- **Your goal**: Only the lines from the line containing "Write a component" to the line containing "BiHelpCircle, BiPlayCircle, BiUserCircle", with both of those lines, are to be repeated exactly. Leave the images out.

- **Supplied data**:
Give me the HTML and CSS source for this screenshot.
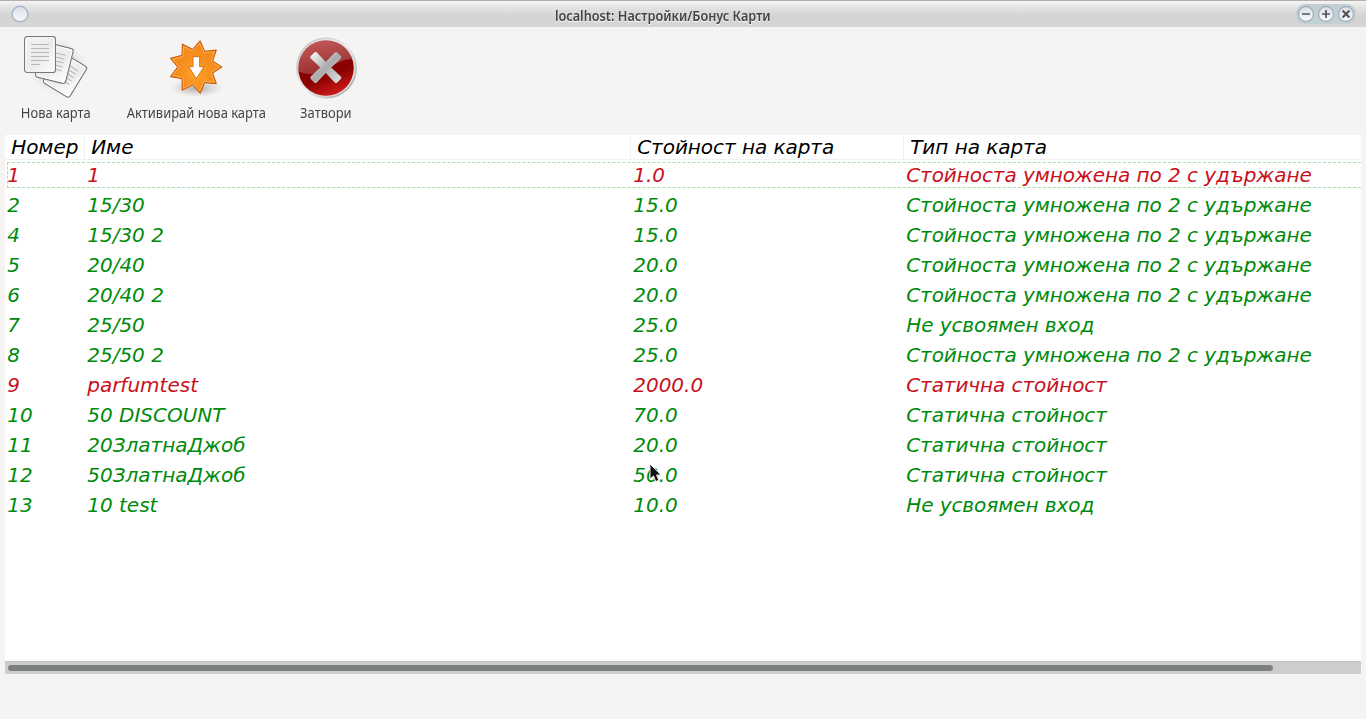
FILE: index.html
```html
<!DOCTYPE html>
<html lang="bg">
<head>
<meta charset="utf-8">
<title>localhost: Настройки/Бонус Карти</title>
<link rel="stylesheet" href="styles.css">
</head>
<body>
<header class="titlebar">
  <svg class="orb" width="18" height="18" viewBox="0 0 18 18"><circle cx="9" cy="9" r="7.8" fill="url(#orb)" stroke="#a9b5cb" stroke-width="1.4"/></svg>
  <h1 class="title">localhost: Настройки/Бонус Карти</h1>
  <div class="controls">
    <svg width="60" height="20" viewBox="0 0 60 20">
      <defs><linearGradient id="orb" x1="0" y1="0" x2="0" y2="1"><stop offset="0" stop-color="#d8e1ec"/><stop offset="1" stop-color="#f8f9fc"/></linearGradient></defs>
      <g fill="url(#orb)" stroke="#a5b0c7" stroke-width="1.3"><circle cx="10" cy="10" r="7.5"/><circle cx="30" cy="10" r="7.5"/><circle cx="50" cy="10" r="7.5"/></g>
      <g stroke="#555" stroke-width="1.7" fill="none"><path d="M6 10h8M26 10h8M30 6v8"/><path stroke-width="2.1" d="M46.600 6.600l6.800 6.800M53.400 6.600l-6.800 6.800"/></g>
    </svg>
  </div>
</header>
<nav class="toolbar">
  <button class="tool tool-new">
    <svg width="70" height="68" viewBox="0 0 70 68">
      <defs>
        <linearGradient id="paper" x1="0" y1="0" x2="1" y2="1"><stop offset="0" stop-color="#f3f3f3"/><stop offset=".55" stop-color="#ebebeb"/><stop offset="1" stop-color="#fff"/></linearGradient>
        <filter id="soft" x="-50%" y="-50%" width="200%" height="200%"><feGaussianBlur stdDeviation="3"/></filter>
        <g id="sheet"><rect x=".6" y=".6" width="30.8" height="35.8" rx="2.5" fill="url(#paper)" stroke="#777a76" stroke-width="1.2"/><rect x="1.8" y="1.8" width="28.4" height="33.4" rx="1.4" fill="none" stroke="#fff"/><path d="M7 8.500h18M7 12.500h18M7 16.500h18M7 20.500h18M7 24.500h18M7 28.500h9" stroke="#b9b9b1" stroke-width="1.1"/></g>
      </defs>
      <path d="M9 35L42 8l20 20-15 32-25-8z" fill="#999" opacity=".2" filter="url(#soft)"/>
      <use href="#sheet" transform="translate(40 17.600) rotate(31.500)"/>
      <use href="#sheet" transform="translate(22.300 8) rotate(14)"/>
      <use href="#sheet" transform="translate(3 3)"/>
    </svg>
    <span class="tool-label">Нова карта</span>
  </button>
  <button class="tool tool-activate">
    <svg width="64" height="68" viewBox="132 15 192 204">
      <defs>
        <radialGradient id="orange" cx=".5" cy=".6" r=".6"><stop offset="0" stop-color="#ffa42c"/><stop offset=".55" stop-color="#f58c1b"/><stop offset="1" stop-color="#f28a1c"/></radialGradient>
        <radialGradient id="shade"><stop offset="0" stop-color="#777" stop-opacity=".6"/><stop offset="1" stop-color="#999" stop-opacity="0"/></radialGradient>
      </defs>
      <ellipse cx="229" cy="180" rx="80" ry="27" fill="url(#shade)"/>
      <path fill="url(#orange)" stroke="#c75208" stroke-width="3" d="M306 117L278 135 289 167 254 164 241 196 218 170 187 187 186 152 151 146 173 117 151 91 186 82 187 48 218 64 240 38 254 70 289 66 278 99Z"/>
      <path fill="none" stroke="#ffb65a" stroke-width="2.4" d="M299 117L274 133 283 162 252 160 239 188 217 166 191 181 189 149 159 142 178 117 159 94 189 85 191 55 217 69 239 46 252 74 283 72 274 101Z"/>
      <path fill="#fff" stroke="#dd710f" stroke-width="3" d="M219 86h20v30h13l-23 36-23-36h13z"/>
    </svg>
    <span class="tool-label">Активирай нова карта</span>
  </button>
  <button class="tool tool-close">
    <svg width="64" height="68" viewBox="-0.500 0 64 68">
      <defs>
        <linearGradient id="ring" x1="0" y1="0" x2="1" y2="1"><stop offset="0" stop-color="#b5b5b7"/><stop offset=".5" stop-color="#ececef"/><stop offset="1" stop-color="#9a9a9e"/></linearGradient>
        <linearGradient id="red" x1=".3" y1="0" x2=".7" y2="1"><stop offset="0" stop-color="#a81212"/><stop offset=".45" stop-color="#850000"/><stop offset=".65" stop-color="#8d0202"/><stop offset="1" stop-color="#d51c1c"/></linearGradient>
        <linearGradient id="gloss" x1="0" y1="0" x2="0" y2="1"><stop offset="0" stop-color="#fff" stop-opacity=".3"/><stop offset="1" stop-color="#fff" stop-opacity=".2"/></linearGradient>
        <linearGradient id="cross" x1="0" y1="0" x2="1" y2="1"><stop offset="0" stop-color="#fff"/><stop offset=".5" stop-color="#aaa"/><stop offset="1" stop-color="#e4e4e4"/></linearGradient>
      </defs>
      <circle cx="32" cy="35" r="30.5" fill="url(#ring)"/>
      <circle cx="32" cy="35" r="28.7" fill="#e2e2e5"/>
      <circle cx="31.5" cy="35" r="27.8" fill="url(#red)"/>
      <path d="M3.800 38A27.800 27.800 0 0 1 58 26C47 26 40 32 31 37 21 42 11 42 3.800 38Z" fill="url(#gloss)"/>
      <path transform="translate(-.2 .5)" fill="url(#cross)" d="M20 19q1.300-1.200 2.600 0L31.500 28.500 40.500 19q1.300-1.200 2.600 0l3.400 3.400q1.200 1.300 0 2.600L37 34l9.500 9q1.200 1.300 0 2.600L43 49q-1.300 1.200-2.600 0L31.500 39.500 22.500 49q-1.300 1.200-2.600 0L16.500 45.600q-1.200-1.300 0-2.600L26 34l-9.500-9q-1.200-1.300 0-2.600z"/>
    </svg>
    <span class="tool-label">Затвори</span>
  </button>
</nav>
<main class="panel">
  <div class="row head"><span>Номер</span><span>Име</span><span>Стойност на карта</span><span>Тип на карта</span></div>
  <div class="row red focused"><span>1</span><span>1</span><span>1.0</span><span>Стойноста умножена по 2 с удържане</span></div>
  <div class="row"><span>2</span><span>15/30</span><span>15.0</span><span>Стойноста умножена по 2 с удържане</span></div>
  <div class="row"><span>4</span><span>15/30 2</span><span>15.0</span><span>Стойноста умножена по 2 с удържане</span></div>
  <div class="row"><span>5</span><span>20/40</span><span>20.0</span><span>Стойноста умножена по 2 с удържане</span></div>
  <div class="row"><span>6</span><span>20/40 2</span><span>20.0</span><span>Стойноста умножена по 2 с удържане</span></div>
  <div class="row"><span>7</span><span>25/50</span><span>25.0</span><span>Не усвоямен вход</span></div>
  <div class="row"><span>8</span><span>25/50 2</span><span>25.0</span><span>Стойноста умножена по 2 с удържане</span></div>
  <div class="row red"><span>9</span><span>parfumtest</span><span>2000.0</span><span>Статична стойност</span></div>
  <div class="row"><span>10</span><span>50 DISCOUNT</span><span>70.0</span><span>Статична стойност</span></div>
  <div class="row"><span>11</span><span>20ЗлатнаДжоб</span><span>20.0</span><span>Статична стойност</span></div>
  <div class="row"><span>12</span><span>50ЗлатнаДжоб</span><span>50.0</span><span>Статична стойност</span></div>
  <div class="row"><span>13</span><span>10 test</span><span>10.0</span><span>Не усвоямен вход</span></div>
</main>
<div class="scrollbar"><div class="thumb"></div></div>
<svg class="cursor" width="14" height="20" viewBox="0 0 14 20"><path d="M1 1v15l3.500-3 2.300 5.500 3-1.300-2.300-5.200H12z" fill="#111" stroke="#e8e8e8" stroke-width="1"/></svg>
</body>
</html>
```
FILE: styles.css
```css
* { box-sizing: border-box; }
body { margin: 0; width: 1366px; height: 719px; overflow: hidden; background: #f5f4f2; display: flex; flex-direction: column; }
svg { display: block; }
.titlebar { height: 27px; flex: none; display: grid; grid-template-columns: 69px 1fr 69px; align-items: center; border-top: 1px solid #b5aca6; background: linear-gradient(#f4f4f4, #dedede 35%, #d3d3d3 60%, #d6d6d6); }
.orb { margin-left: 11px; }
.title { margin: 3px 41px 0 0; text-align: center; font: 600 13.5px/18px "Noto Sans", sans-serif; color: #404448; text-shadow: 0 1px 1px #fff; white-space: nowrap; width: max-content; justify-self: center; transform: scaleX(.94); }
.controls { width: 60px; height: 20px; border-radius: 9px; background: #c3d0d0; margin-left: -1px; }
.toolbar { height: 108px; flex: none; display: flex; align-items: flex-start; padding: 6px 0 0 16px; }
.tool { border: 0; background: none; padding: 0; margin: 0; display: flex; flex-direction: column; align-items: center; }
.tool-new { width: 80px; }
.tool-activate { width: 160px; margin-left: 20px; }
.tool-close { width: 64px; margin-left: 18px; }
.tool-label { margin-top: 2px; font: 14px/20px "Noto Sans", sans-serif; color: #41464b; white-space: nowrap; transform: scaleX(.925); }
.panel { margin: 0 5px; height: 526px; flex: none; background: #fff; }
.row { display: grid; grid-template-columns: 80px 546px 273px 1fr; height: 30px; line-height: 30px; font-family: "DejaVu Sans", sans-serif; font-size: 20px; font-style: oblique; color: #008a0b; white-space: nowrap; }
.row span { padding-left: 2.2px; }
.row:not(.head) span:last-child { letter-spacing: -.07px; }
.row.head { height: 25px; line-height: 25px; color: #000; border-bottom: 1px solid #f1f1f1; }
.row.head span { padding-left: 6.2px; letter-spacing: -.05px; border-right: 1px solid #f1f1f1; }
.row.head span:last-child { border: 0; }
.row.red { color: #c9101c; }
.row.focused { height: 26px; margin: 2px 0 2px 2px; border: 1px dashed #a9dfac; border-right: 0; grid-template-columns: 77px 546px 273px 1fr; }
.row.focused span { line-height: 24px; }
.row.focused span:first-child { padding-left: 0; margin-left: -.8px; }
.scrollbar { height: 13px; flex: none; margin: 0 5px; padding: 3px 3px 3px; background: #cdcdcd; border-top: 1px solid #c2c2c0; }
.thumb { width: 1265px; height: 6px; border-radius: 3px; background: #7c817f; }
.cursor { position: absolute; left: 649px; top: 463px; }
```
...
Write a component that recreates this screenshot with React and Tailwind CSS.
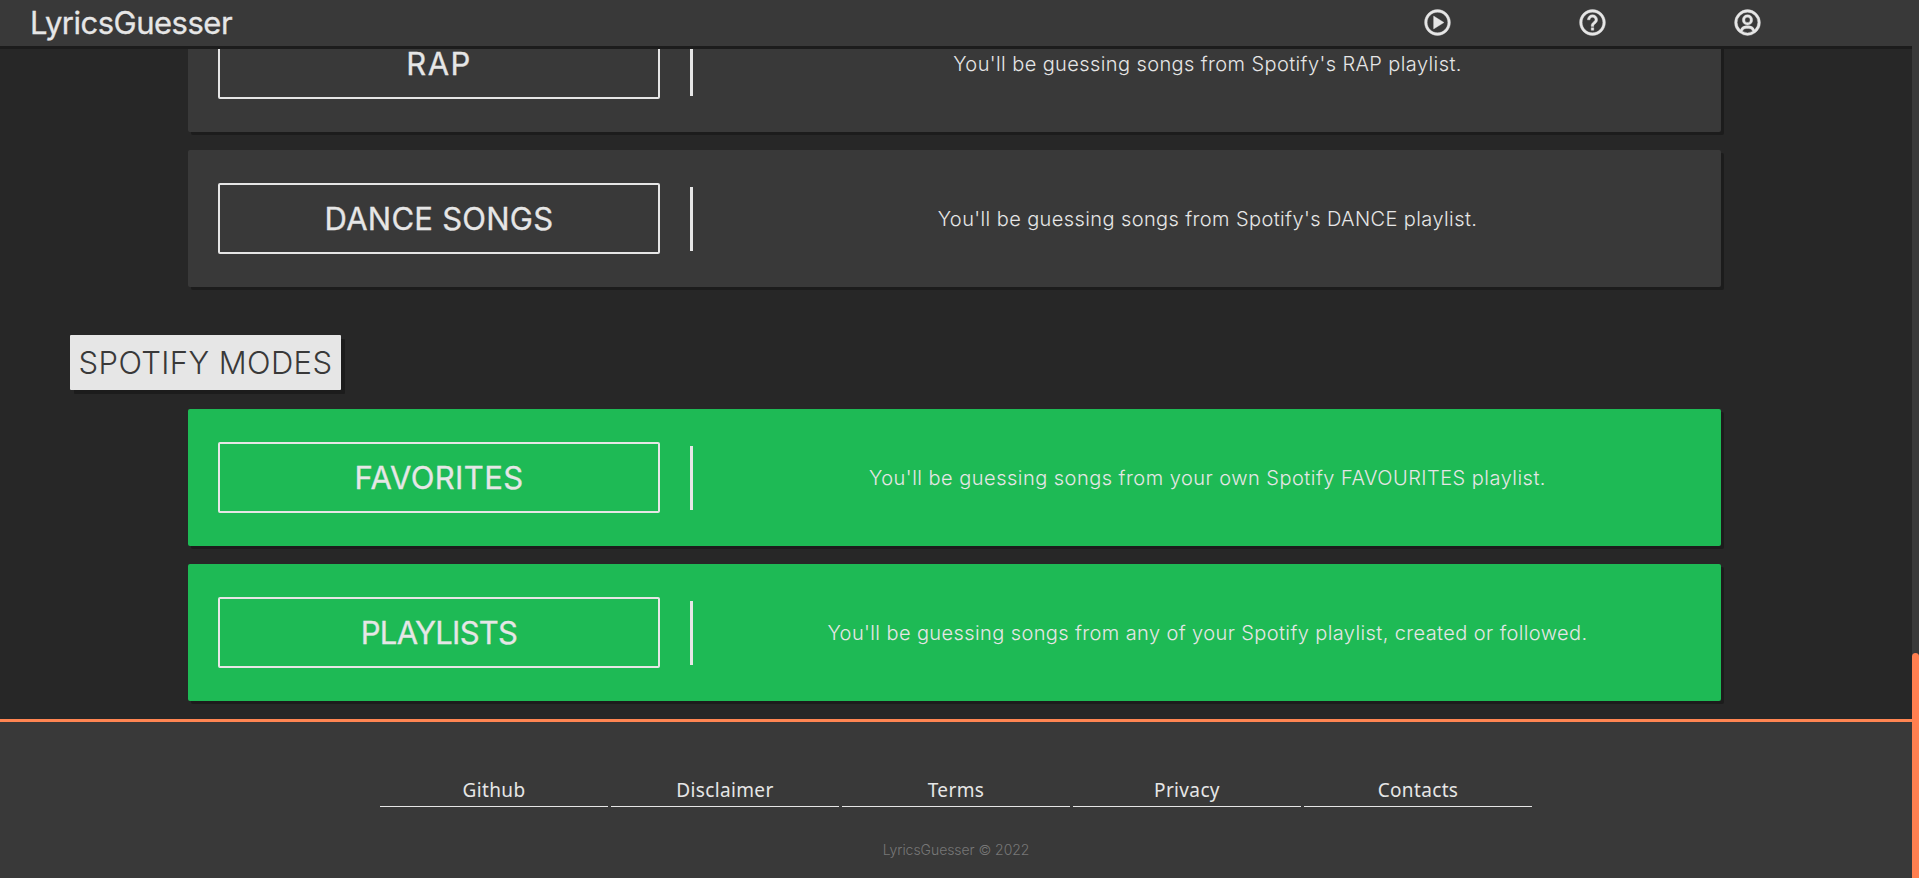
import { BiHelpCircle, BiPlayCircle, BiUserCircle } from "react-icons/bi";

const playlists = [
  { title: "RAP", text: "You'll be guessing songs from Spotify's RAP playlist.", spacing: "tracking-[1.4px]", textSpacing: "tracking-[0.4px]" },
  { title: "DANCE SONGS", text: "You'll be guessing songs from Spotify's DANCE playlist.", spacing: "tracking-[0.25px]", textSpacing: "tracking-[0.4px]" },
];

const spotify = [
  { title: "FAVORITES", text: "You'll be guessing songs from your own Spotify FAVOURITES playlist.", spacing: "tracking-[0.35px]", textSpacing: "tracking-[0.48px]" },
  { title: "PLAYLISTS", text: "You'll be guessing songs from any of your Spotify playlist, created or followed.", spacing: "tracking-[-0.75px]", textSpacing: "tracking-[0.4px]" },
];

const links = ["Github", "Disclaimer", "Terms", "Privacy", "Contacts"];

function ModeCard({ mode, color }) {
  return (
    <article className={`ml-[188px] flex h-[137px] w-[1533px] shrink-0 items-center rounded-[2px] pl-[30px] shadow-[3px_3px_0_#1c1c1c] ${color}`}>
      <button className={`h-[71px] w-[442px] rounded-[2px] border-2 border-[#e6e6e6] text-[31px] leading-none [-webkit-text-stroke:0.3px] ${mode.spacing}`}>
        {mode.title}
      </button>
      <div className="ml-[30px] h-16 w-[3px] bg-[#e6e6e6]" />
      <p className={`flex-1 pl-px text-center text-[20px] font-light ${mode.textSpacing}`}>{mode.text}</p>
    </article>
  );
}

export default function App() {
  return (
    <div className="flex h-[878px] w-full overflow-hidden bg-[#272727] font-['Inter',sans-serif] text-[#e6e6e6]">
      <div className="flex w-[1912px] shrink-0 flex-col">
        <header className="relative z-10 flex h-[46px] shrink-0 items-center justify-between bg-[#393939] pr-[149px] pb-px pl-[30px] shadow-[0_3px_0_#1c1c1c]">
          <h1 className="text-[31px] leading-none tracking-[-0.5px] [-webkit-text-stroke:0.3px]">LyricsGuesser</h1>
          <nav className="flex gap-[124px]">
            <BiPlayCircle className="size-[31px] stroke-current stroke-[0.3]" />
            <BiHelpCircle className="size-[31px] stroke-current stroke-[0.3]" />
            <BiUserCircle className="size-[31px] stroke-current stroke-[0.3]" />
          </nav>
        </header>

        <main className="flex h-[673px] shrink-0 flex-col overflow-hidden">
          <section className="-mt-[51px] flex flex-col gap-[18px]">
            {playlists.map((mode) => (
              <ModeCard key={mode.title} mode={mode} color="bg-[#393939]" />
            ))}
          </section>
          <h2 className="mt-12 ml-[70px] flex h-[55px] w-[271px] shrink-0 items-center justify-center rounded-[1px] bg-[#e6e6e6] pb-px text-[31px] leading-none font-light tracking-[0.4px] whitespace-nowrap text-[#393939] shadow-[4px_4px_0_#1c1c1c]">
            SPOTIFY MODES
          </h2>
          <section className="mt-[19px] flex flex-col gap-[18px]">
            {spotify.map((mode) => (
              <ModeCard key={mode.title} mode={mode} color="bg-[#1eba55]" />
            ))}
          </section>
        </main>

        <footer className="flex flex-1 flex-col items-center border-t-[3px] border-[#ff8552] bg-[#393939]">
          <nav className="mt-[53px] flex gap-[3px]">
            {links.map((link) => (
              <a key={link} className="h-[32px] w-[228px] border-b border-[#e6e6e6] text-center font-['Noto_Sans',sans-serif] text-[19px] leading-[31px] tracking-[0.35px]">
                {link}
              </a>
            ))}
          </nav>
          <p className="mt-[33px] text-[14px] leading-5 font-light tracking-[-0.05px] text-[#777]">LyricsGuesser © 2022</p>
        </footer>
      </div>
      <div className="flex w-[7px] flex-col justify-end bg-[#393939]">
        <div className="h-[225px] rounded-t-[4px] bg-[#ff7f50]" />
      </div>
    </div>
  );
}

- **Output below**:
Write a component that recreates this screenshot with React and Tailwind CSS.
import { BiHelpCircle, BiPlayCircle, BiUserCircle } from "react-icons/bi";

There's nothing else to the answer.